>> Start DATASET EXCERPT

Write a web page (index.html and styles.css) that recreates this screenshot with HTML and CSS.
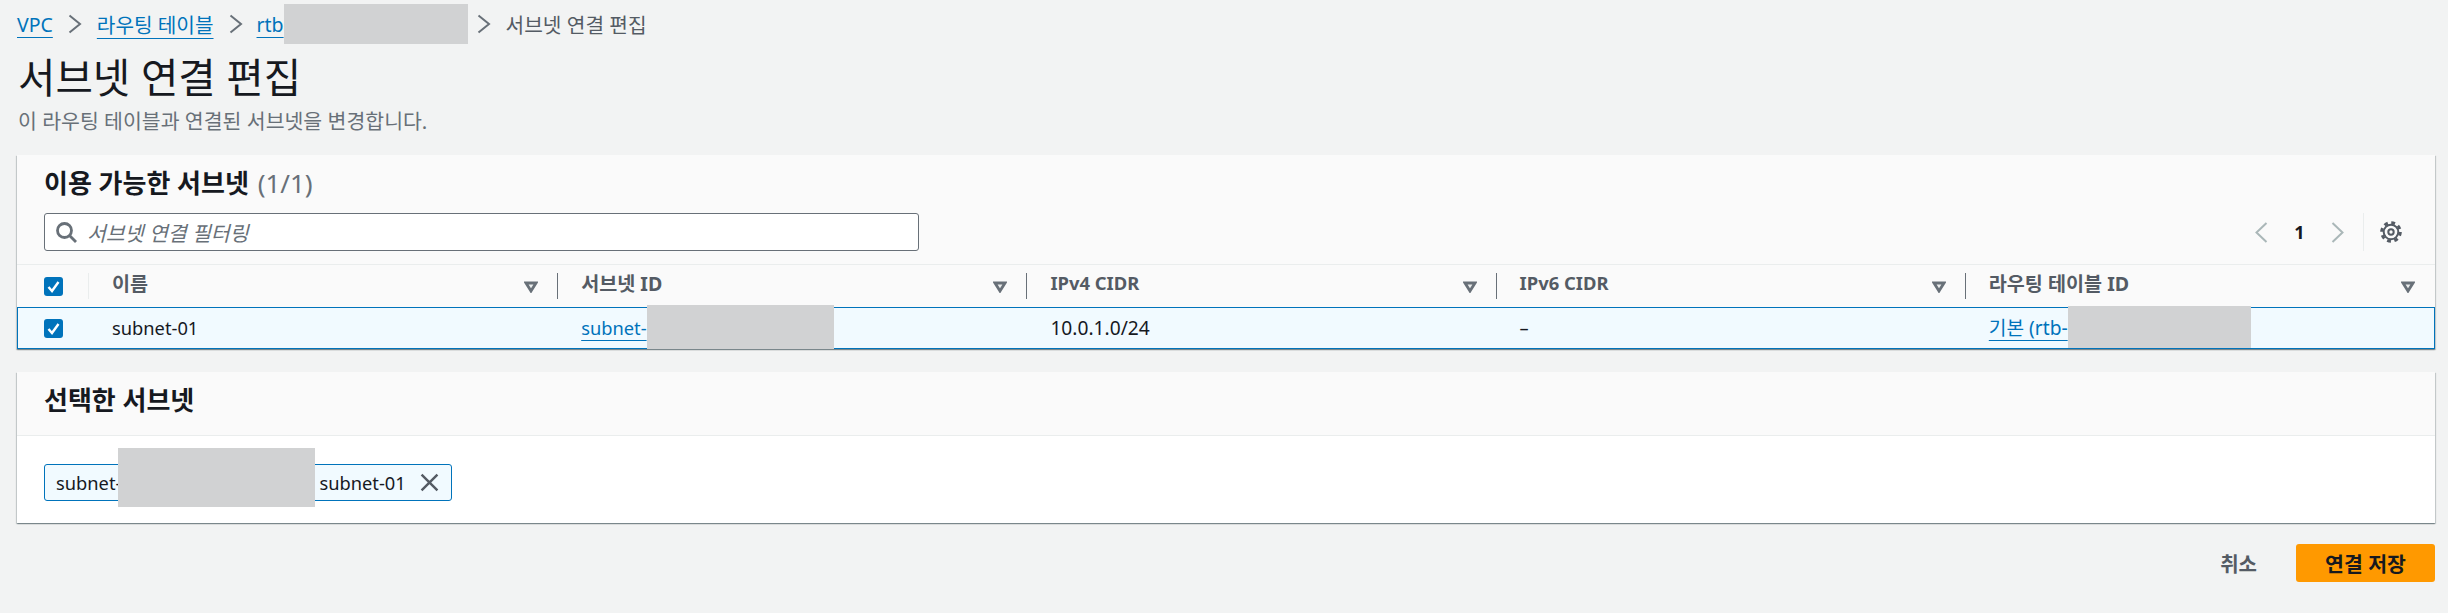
FILE: index.html
```html
<!DOCTYPE html>
<html lang="ko">
<head>
<meta charset="utf-8">
<title>서브넷 연결 편집</title>
<link rel="stylesheet" href="styles.css">
</head>
<body>
<nav class="crumbs">
  <a class="link" href="#">VPC</a>
  <svg class="crumb-sep" viewBox="0 0 14 20"><path d="M1.500 1.500 12 10 1.500 18.500"/></svg>
  <a class="link crumb-ko" href="#">라우팅 테이블</a>
  <svg class="crumb-sep" viewBox="0 0 14 20"><path d="M1.500 1.500 12 10 1.500 18.500"/></svg>
  <span class="crumb-id"><a class="link" href="#">rtb</a><span class="mask mask-crumb"></span></span>
  <svg class="crumb-sep" viewBox="0 0 14 20"><path d="M1.500 1.500 12 10 1.500 18.500"/></svg>
  <span class="crumb-current">서브넷 연결 편집</span>
</nav>
<header class="page-head">
  <h1>서브넷 연결 편집</h1>
  <p>이 라우팅 테이블과 연결된 서브넷을 변경합니다.</p>
</header>

<section class="card">
  <div class="card-head">
    <h2>이용 가능한 서브넷 <span class="count">(1/1)</span></h2>
    <div class="tools">
      <label class="filter">
        <svg class="search" viewBox="0 0 21 21"><circle cx="8.500" cy="8.500" r="7"/><path d="M13.500 13.500 20 20"/></svg>
        <span class="placeholder">서브넷 연결 필터링</span>
      </label>
      <div class="pager">
        <svg class="page-arrow" viewBox="0 0 13 21"><path d="M11.500 1 1.500 10.500 11.500 20"/></svg>
        <span class="page-num">1</span>
        <svg class="page-arrow" viewBox="0 0 13 21"><path d="M1.500 1 11.500 10.500 1.500 20"/></svg>
        <span class="pager-gear">
          <svg class="gear" viewBox="0 0 22 22"><circle class="gear-teeth" cx="11" cy="11" r="9.300"/><circle class="gear-ring" cx="11" cy="11" r="7.300"/><circle class="gear-ring" cx="11" cy="11" r="2.700"/></svg>
        </span>
      </div>
    </div>
  </div>
  <div class="grid grid-head">
    <div class="cell-check th-check"><span class="check"><svg viewBox="0 0 19 19"><path d="M4.500 10 8 14 14.500 5"/></svg></span></div>
    <div class="th"><span>이름</span><svg class="sort" viewBox="0 0 14 12"><path d="M2 2h10L7 10z"/></svg></div>
    <div class="th"><span>서브넷 ID</span><svg class="sort" viewBox="0 0 14 12"><path d="M2 2h10L7 10z"/></svg></div>
    <div class="th th-latin"><span>IPv4 CIDR</span><svg class="sort" viewBox="0 0 14 12"><path d="M2 2h10L7 10z"/></svg></div>
    <div class="th th-latin"><span>IPv6 CIDR</span><svg class="sort" viewBox="0 0 14 12"><path d="M2 2h10L7 10z"/></svg></div>
    <div class="th th-last"><span>라우팅 테이블 ID</span><svg class="sort" viewBox="0 0 14 12"><path d="M2 2h10L7 10z"/></svg></div>
  </div>
  <div class="grid grid-row">
    <div class="cell-check"><span class="check"><svg viewBox="0 0 19 19"><path d="M4.500 10 8 14 14.500 5"/></svg></span></div>
    <div class="td">subnet-01</div>
    <div class="td"><a class="link" href="#">subnet-</a><span class="mask mask-subnet"></span></div>
    <div class="td td-ip">10.0.1.0/24</div>
    <div class="td">–</div>
    <div class="td"><a class="link link-ko" href="#">기본 (rtb-</a><span class="mask mask-rtb"></span></div>
  </div>
</section>

<section class="card card-selected">
  <div class="card-head card-head-selected">
    <h2>선택한 서브넷</h2>
  </div>
  <div class="card-body">
    <div class="token">
      <span>subnet-</span><span class="mask mask-token"></span><span class="token-name">subnet-01</span>
      <svg class="close" viewBox="0 0 18 18"><path d="M1.500 1.500 16.500 16.500M16.500 1.500 1.500 16.500"/></svg>
    </div>
  </div>
</section>

<footer class="actions">
  <span class="cancel">취소</span>
  <span class="save">연결 저장</span>
</footer>
</body>
</html>
```
FILE: styles.css
```css
* { box-sizing: border-box; }
html, body { height: 100%; }
body {
  margin: 0;
  padding: 0 13px 0 17px;
  background: #f2f3f3;
  color: #16191f;
  font-family: "Noto Sans", "Noto Sans CJK KR", sans-serif;
  font-size: 18.300px;
  overflow: hidden;
}
.link {
  color: #0073bb;
  text-decoration: underline;
  text-underline-offset: 5px;
  text-decoration-thickness: 1px;
}
.mask { display: block; background: #d1d2d3; flex: none; }

.crumbs { display: flex; align-items: center; height: 48px; font-size: 19.500px; white-space: nowrap; }
.crumb-ko { font-size: 20.200px; }
.crumb-sep { width: 14px; height: 20px; margin: 0 15px; flex: none; }
.crumb-sep path { fill: none; stroke: #687078; stroke-width: 2; }
.crumb-id { display: flex; align-items: center; margin-left: -1px; }
.mask-crumb { width: 184px; height: 40px; margin-right: -6px; }
.crumb-current { font-size: 20.250px; color: #545b64; }

.page-head { height: 107px; }
h1 { margin: 0; padding: 4px 0 0 1px; font-size: 40.700px; line-height: 50px; font-weight: 400; }
.page-head p { margin: 0; padding-left: 1px; font-size: 20.500px; line-height: 38px; color: #687078; }

.card {
  background: #fff;
  box-shadow: 0 1px 1px 0 rgba(0, 28, 36, .3), 1px 1px 1px 0 rgba(0, 28, 36, .15), -1px 1px 1px 0 rgba(0, 28, 36, .15);
}
.card-head { background: #fafafa; padding: 10px 27px 13px; height: 110px; border-bottom: 1px solid #eaeded; }
h2 { margin: 0; font-size: 26px; line-height: 36px; font-weight: 700; }
.count { font-weight: 400; color: #687078; margin-left: 2px; }
.tools { display: flex; justify-content: space-between; margin-top: 12px; }
.filter {
  display: flex; align-items: center; gap: 10px;
  width: 875px; height: 38px; padding: 0 11px;
  background: #fff; border: 1px solid #687078; border-radius: 3px;
}
.search { width: 21px; height: 21px; flex: none; }
.search circle, .search path { fill: none; stroke: #687078; stroke-width: 2.800; }
.placeholder { font-style: italic; font-size: 20.500px; color: #687078; }
.pager { display: flex; align-items: center; }
.page-arrow { width: 13px; height: 21px; flex: none; }
.page-arrow path { fill: none; stroke: #aab7b8; stroke-width: 2; }
.page-num { width: 63px; text-align: center; font-weight: 700; font-size: 18px; }
.pager-gear {
  display: flex; align-items: center; height: 38px;
  margin-left: 19px; padding: 0 6px 0 16px;
  border-left: 1px solid #eaeded;
}
.gear { width: 22px; height: 22px; display: block; }
.gear-ring { fill: none; stroke: #545b64; stroke-width: 2; }
.gear-teeth { fill: none; stroke: #545b64; stroke-width: 3; stroke-dasharray: 3.800 3.505; }

.grid { display: grid; grid-template-columns: 72px repeat(5, 1fr); align-items: center; height: 42px; }
.grid-head { background: #fafafa; }
.cell-check { display: flex; align-items: center; padding-left: 27px; }
.th-check { height: 26px; border-right: 1px solid #eaeded; }
.check {
  display: flex; width: 19px; height: 19px;
  background: #0073bb; border-radius: 3px;
}
.check svg { width: 19px; height: 19px; }
.check path { fill: none; stroke: #fff; stroke-width: 2.400; }
.th {
  display: flex; align-items: center; justify-content: space-between;
  height: 26px; padding: 0 19px 0 23px;
  font-size: 19.600px; font-weight: 700; color: #545b64;
  border-right: 1px solid #687078; white-space: nowrap;
}
.th-latin { font-size: 18.400px; }
.th span { margin-top: -8px; }
.th-last { border-right: 0; padding-right: 20px; }
.sort { width: 14px; height: 12px; flex: none; margin-top: 1px; }
.sort path { fill: #eaeded; stroke: #687078; stroke-width: 2.800; }
.grid-row {
  background: #f1faff;
  border-top: 1px solid #0073bb;
  border-bottom: 1px solid #0073bb;
  box-shadow: inset 1px 0 #0073bb, inset -1px 0 #0073bb;
}
.td { display: flex; align-items: center; padding: 0 0 2px 23px; height: 40px; white-space: nowrap; }
.td-ip { font-size: 19.200px; }
.mask-subnet { width: 187px; height: 44px; margin: 0; }
.mask-rtb { width: 183px; height: 42px; margin: -1px 0 0; }
.link-ko { font-size: 19.200px; }

.card-selected { margin-top: 23px; height: 151px; }
.card-head-selected { height: 64px; padding-top: 10px; }
.card-body { padding: 28px 27px 0; }
.token {
  display: flex; align-items: center; width: 408px; height: 37px; padding: 0 12px 0 11px;
  background: #f1faff; border: 1px solid #0073bb; border-radius: 3px;
  white-space: nowrap;
}
.mask-token { width: 197px; height: 59px; margin: -10px 4px 0 -3px; }
.close { width: 19px; height: 19px; margin-left: auto; flex: none; }
.close path { fill: none; stroke: #545b64; stroke-width: 2.300; }

.actions { display: flex; justify-content: flex-end; align-items: center; gap: 39px; margin-top: 21px; }
.cancel { font-size: 20px; font-weight: 700; color: #545b64; }
.save {
  display: flex; align-items: center; justify-content: center;
  width: 139px; height: 38px;
  background: #f90; border-radius: 3px;
  font-size: 20.500px; font-weight: 700; color: #16191f;
}
```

>> End DATASET EXCERPT

__EXERCISE__. Find every line holding the word "index"; give their count and nothing else.

__THE COMPLETED TASK__. 2